§ **Material**:

^^^^^^^^

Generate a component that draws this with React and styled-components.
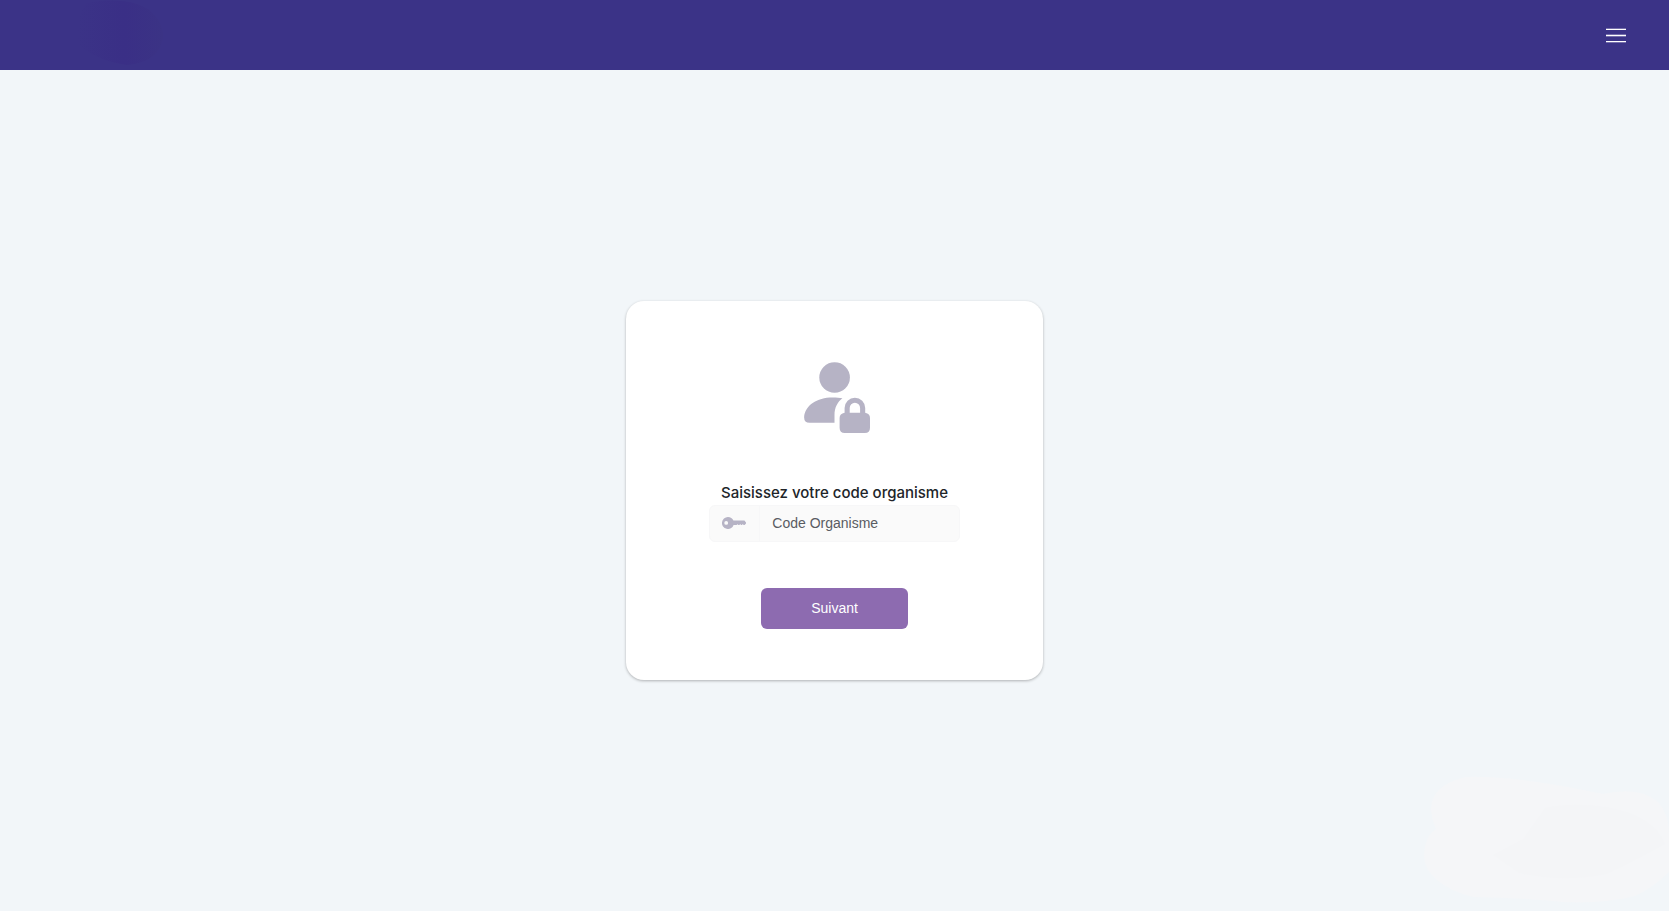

^^^^^^^^

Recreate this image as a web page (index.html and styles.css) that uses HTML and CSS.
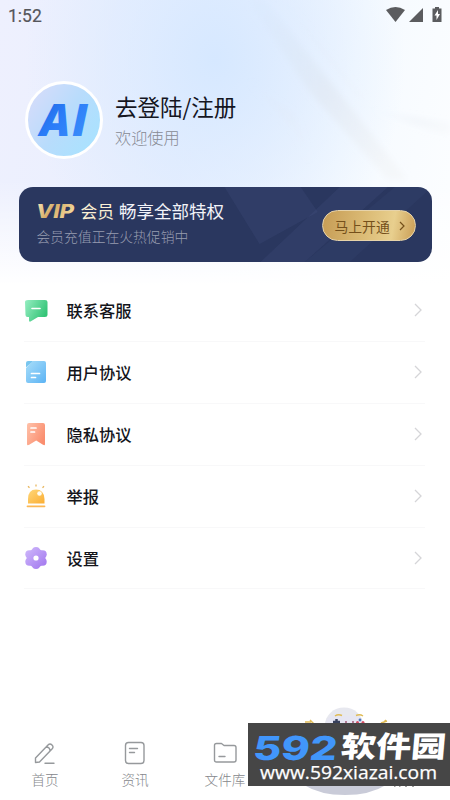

^^^^^^^^

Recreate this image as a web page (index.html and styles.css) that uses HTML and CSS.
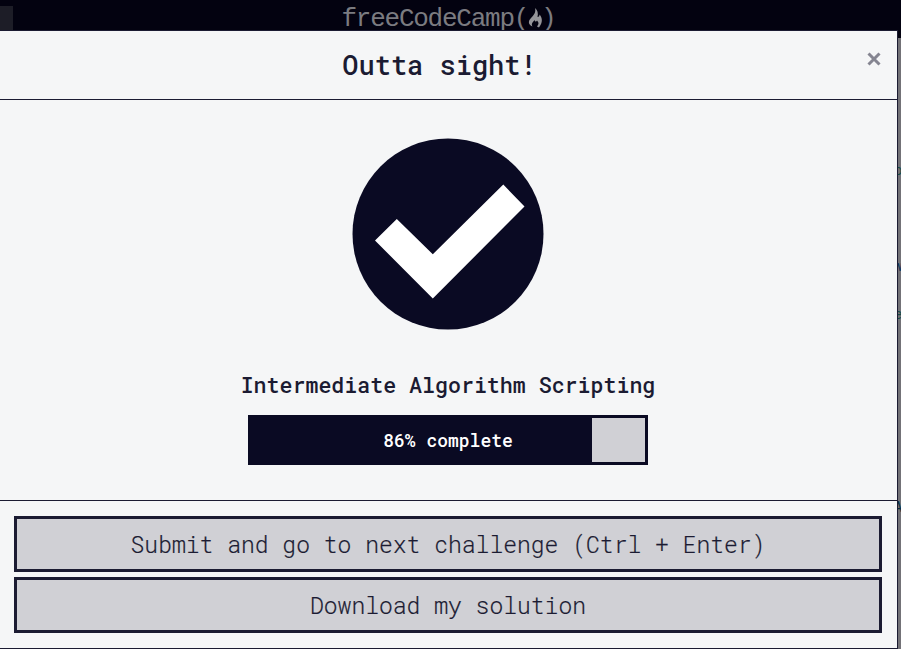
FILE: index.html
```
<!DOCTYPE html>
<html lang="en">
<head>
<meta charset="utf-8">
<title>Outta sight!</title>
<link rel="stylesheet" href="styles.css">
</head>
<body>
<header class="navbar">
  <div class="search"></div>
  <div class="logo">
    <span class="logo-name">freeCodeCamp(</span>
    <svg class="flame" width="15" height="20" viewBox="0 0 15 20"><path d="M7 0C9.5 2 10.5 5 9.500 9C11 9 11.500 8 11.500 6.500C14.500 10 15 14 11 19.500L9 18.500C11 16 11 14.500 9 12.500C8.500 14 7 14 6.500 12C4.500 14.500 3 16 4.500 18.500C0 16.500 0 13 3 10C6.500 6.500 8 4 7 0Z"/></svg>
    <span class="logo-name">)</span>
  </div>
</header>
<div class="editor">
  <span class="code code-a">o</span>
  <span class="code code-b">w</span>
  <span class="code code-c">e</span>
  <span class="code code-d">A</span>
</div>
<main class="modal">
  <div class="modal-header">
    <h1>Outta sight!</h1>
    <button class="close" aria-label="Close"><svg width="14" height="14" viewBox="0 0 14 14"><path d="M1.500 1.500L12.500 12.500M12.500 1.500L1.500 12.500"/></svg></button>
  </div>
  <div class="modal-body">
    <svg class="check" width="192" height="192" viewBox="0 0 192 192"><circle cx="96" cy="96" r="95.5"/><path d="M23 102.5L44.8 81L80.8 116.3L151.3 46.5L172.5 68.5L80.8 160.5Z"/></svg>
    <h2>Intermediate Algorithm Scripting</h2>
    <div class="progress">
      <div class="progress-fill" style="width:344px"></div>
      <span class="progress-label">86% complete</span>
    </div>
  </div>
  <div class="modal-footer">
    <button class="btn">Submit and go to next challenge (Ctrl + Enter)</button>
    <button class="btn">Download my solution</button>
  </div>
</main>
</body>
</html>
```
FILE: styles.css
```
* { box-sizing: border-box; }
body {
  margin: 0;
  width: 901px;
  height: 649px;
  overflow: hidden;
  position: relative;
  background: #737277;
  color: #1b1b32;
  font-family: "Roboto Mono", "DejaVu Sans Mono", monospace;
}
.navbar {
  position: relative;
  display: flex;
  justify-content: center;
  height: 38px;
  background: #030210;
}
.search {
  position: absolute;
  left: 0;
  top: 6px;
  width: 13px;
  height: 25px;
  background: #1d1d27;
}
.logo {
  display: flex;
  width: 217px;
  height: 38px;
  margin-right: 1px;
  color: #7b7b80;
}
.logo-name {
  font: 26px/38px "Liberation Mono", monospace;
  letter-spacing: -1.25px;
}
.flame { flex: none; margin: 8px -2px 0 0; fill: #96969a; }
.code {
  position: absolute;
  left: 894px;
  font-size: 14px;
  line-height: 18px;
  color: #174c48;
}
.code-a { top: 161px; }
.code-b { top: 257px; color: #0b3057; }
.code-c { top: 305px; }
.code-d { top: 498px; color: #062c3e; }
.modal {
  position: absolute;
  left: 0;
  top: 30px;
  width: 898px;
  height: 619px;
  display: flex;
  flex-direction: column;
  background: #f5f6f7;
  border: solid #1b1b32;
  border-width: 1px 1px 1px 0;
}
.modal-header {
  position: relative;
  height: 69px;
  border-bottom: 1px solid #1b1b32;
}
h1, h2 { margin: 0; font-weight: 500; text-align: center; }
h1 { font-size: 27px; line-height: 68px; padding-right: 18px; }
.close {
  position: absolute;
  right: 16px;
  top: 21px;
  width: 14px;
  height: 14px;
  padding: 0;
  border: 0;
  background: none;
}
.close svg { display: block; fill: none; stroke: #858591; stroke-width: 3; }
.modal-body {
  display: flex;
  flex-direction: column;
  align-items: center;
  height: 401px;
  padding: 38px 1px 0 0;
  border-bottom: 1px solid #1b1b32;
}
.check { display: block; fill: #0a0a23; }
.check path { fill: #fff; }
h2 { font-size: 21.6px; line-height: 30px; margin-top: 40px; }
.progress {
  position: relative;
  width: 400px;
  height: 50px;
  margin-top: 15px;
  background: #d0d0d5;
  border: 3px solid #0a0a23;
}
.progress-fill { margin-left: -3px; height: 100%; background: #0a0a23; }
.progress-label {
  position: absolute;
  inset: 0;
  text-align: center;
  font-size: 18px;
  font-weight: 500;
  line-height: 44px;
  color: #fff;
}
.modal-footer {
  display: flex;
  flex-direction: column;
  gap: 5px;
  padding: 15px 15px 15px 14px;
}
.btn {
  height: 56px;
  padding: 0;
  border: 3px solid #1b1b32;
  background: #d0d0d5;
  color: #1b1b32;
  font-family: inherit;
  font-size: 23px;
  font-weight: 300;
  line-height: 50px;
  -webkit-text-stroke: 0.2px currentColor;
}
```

^^^^^^^^

§ **Task description**:
Copy each line above that contains the word "html".

§ **Exercise solution**:
Recreate this image as a web page (index.html and styles.css) that uses HTML and CSS.
Recreate this image as a web page (index.html and styles.css) that uses HTML and CSS.
FILE: index.html
<!DOCTYPE html>
<html lang="en">
</html>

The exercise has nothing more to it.